I have surprised myself with my attitude of compassion toward the crab out-of-water. I mean, screw rationality, just look at these creepy effers!
Then again, I have to be honest, that one is kind of adorable, like some misunderstood monster in a Pixar film. Okay, here’s a scarier, more disgusting one to drive my point home…
Well, shit. He’s cuter than the first one. Let’s try this again…
Forget it. We’ll consider my point all the more reiterated- I simply couldn’t kill these guys anymore.
It appeared my omnipotent power over spiders had reached borders unknown, as I literally struggled with the idea of enforcing my previous antics of controlling the outlandish population of the arachnids native to Oregon by squishing, stomping, drowning, and even vacuuming up the nasty buggers. After all, I reasoned, just because I can do something doesn’t necessarily mean I should, although there’s a cautionary perspective placed upon that auxiliary verb. None of this to say that while I had a newfound no-kill policy, I sure as shit didn’t want them hanging about either, and, going forward, I enforced the cup collect method of removal, escorting the creepy things politely to the front yard.
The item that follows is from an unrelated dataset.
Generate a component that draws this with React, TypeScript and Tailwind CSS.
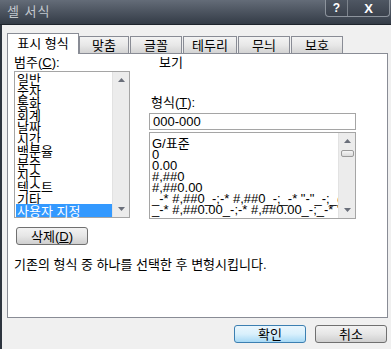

But fruit flies? They can fuck right off. So, I suppose my compassion is discretionary.
Truth is, I’m merely defending my nest, no matter the cost, and were I to allow those bastard fleas to live, it would certainly dis-enhance my own life, as well as those of my family and pets. So screw the bouncy little MoFos. Besides, the Ctenocephalides Felis, commonly known as the cat flea- although I prefer to think of them as Shitsticks, is one of the most abundant and widespread species of flea on earth – of which there are thousands. And, here I am, helping out with population control once again, doing my part to balance wiping the assholes out entirely, and keeping their sub-species from extinction – although I’m not sure why the latter is even a consideration.
So, when it comes down to it, I’m doing my duty as a citizen of planet earth as I poison and infect the vile parasites that feed off of the blood of those I love. And as I call the exterminator to finish the job I’ve been tirelessly working at for the last week and then some, I’m raising my arm in triumph! You are defeated! Die, Fleas, Die!!!
Annnnnd, wouldn’t ya know it; a fucking flea just landed on my arm.